Archive for December 31st, 2010

The New Publishing

The most famous book on cloning was published about two months after the sudden announcement that the sheep Dolly had been cloned. The book was written by a top supreme expert and was dedicated to the proposition that cloning was impossible.

EVER.

The publication was technical and only a small number of copies were to be printed for the first and probably the only edition. The author probably expected to be on a few academic panels where he would summarize his book along with other academic authors.

Needless to say, the book was a major seller when it came out. I doubt people READ it, but it was something people wanted to own. The author became a very minor sensation on interviews world-wide.

It was like Coca-Cola when it switched to new Coke and then back to Classic Coke, a stupendous error that paid of astoundingly.

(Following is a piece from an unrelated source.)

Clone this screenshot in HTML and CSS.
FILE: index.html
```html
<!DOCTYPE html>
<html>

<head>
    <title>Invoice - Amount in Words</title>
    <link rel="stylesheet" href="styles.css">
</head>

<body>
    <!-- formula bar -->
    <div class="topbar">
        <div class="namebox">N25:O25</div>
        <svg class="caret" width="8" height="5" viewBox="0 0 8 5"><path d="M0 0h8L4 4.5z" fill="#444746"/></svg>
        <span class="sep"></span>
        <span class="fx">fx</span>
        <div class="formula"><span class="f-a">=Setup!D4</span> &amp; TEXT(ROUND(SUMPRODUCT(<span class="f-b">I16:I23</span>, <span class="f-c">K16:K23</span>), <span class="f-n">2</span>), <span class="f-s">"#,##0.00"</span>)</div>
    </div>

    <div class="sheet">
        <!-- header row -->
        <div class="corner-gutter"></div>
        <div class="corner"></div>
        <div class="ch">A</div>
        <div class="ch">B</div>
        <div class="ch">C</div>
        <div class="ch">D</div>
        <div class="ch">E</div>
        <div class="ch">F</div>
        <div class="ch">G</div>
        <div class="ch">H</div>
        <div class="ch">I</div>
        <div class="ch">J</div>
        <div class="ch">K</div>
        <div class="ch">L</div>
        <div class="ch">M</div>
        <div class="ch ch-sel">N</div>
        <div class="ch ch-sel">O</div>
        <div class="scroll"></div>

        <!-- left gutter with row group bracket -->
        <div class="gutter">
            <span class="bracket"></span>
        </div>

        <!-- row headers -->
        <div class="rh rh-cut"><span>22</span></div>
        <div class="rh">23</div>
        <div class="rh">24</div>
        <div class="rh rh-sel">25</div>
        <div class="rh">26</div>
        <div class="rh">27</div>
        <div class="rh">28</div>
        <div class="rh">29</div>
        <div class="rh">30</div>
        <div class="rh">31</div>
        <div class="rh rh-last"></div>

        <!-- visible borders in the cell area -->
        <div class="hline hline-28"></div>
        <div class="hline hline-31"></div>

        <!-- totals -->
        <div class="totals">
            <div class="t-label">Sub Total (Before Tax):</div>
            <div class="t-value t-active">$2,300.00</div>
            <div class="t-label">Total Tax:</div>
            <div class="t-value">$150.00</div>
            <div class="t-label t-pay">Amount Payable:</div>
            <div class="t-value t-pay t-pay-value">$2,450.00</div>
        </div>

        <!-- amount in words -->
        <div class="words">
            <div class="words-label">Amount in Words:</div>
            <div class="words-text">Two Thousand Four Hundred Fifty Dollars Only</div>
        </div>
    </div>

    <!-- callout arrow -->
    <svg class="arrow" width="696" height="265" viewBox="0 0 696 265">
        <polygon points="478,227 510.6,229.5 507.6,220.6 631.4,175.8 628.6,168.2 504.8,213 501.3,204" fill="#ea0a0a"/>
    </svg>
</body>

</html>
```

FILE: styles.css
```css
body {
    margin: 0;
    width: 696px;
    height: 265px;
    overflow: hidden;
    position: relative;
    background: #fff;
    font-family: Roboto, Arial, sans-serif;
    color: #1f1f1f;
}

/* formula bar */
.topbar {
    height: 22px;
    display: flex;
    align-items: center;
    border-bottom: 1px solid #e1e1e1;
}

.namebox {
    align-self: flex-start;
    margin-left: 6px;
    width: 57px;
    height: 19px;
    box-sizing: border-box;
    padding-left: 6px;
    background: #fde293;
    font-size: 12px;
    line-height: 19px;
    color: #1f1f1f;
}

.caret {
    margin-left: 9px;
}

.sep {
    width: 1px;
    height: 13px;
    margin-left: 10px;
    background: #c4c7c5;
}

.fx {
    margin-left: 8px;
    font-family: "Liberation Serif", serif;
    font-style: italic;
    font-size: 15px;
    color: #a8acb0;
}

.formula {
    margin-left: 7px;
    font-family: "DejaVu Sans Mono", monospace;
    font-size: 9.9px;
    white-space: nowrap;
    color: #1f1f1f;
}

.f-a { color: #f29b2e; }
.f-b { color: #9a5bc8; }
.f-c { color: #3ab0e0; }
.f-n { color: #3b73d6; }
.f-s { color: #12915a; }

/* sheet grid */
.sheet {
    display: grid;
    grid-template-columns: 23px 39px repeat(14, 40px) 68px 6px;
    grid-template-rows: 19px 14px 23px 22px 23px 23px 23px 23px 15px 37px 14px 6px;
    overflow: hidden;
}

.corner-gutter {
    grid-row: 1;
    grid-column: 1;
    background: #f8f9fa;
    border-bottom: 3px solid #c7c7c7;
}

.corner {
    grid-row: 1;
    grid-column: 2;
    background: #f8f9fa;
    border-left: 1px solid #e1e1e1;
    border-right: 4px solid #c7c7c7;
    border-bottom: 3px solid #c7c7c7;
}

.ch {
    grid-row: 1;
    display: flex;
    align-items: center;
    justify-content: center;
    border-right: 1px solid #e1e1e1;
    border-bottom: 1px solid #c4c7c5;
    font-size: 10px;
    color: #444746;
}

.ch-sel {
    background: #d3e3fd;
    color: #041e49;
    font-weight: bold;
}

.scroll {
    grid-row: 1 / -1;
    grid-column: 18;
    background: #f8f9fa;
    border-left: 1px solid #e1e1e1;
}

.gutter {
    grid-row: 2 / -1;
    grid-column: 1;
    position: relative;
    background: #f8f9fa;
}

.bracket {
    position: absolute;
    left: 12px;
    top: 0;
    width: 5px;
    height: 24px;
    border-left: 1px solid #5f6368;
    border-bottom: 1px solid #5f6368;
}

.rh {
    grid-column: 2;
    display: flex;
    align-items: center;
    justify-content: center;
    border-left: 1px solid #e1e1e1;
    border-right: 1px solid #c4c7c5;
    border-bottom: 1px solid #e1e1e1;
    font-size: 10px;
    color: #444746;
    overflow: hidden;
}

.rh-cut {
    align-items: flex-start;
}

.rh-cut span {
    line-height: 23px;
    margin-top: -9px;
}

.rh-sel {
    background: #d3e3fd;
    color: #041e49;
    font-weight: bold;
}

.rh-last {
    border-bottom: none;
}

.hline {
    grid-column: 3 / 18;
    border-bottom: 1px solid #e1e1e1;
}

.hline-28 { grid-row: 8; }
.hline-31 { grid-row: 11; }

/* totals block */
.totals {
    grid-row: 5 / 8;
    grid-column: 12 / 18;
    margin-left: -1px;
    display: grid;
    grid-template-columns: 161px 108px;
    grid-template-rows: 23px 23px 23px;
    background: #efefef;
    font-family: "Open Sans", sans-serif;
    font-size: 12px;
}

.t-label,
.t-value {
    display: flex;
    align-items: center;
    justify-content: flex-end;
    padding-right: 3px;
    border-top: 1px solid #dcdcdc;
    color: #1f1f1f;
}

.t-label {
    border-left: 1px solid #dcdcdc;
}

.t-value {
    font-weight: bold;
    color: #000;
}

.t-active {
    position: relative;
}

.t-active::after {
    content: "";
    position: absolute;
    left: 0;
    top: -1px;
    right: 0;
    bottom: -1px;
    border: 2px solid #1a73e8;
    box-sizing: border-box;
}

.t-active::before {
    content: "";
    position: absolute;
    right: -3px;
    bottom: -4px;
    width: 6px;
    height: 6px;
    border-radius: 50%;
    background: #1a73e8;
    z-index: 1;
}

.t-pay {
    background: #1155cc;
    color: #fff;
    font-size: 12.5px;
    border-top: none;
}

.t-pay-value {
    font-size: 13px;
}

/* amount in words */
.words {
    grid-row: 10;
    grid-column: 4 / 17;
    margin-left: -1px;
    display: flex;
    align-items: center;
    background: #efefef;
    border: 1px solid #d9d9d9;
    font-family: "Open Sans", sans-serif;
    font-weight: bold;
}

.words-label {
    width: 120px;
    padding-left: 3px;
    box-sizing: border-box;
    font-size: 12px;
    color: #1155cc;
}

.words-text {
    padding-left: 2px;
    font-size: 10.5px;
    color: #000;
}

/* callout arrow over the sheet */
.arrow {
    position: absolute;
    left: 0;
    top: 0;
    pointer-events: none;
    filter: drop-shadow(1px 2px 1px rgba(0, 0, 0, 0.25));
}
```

We all know WHY a book that had just been proven wrong was published anyway. But, like most things on BUGS, we need to THINK about this simple reality.

Book publishing, from final draft to the bookstore, has always been a process discussed in MONTHS. After you have rewritten portions of the book until you never want to look at the thing again, you send in a final draft, of which a copy is sent back to you.

Then you get the Galleys. The galleys are exactly what will go onto the printing press, they look different, though I don’t remember them from almost thirty years ago, the last time I did a book for a major publisher.

If you want to make any change in the galleys, you have to pay for it out of your own pocket beyond a low minimum of changes. This is a book you’re getting paid for.

The publicity has long since begun. You are doing interviews months before the book hits the presses.

The possibility of withdrawing a book from publication two months after all this cost has been incurred could only come up if it was libelous or a point of heresy to our established religion came up.

BoardAd is now preparing Why Johnny Can’t Think for publication on the web, while White Rabbit is planning a pod cast, whatever that is, of it.

I am one of those who bridges the generations. I published books under the old system, and this one is an entirely new experience. BoardAd is a bit puzzled, I think, when I show the old apologetic panic about some typo that needs correcting.

BoardAd is one who takes the new age for granted, “I’ll just change it. What’s the problem?”

Well BUGS, BoardAd, White Rabbit and the rest of you snotty-nosed young brats out there, my only communication besides the telephone used to be TELEGRAPH ham radio. My mind is still back in the Galley Days.

The New York-based publishing industry, like so many others of the Genius Conspiracy, is on its way out of business.

I know how us depressives hate good news, but there it is. Those who THINK about ALL the implications of this new age will be the ones who win.